In recent years, there has been a growing trend in Lexington Public Schools towards implementing what is known as the “Serious Talk Curriculum.” This approach aims to engage students in challenging and often emotionally charged discussions about complex societal issues. While the intention behind such a curriculum is to foster critical thinking and promote social awareness, there are concerns regarding rolling out this curriculum, causing some divide in the community.

The last school committee meeting about the “Serious Talk Curriculum” was to address the concerns of parents about introducing concepts of gender ideologies, especially for kids in elementary level. Instead of focusing more on the curriculum itself, the meeting left many concerned parents more confused than ever. The presentation shown during the meeting mostly discussed global statistics on mental health and suicide rates related to the issue of gender and rarely covered the curriculum itself.

Further fueling the confusion, the meeting left a vacuum, thus creating more tensions and division between those who are in support of the curriculum and those who are concerned about it.

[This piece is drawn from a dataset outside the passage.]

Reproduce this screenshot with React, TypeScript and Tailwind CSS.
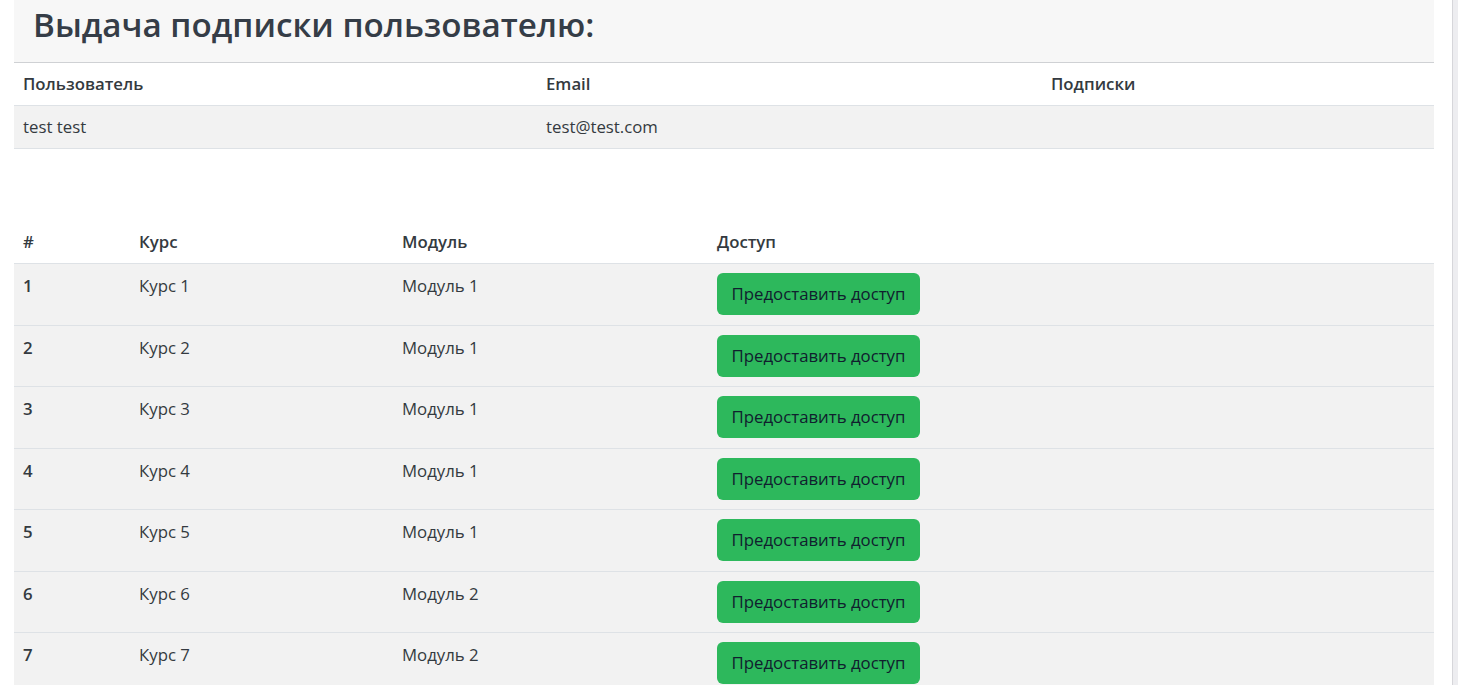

In order to avoid any further division in the community, what we really need from our school administration is to focus on bringing everyone on board by being open and transparent with parents about the curriculum. They should be open to understanding different perspectives, clear away parents doubts and concerns, look for areas of agreement and build on them, and become a true model of “inclusiveness” in our beautiful town of Lexington, in hopes that we all can be united and feel safe, seen and heard.

Join the Conversation


  1. Hi Amber,

    I am actively trying to build these bridges and help folks understand the curriculum that have questions. I too am worried that there is a growing divide in the community. I understand the confusion, but it’s very hard to address it when I cannot understand the crux of it.

    What questions do you have still?

    I think asking them directly is how they are best addressed. I’m eager to figure this out. I don’t think there’s a lot of places where we’d disagree once the facts are clearly defined.

    If you’d prefer to take this conversation offline, you can find my email on my website (linked in my profile here). I’d love to hear from you.

    All the best,
    Andrew Harris

  2. Amber’s letter gets to the heart of the problem. The cancel crowd continues to claim lack of transparency and lack of public input. The only problem is, that’s incorrect. Anyone who has followed Serious Talks for the many years it has been under development knows that the LPS administration and the School Committee have been fully transparent about the curriculum. Development has been an open process with opportunities for residents to provide opinions. My daughter was at Bowman from 2009-2015, the period when the curriculum was developed. I don’t recall any confusion either from parents or students as they observed and participated in the curriculum.

  3. Very well written prière to shed light on the views of parents who have concerns. Many parents at LPS have concerns but very few had the chance to voice their concern in a safe and welcoming space. I commend Amber for writing this. I agree that this should a community partnership to find middle ground and not what we are witnessing a divide in our community.

  4. Here are just three of many examples of Lexington Public Schools being open and transparent about its Diversity, Equity, and Inclusion curriculum, including Serious Talks:

    • A presentation to the community at the August 29, 2023, School Committee meeting. Here LexMedia’s recording of the meeting: . The presentation starts around the 1:24:19 timestamp. Examples of two Serious Talks lessons start around 2:01:09.

    • A written description of Serious Talks in this public report from the Superintendent to the School Committee:

    • This example presentation of Serious Talks to elementary school parents:

    The Superintendent’s report (link above) also describes the numerous additional ways that Lexington Public Schools keeps parents informed about Serious Talks and the Diversity, Equity, and Inclusion curriculum.

    I am curious what specific questions some parents who express concern still have about the Serious Talks curriculum.

  5. Well said👌
    Thank you Amber
    This is exactly the goal of « inclusivity »= students & their parents should feel heard and safe. Parents’ concerns are justified and need to be addressed through communication to reach middle grounds. We all work towards guiding our students academically and socially into becoming active members in the community in which they feel they belong & are proud of.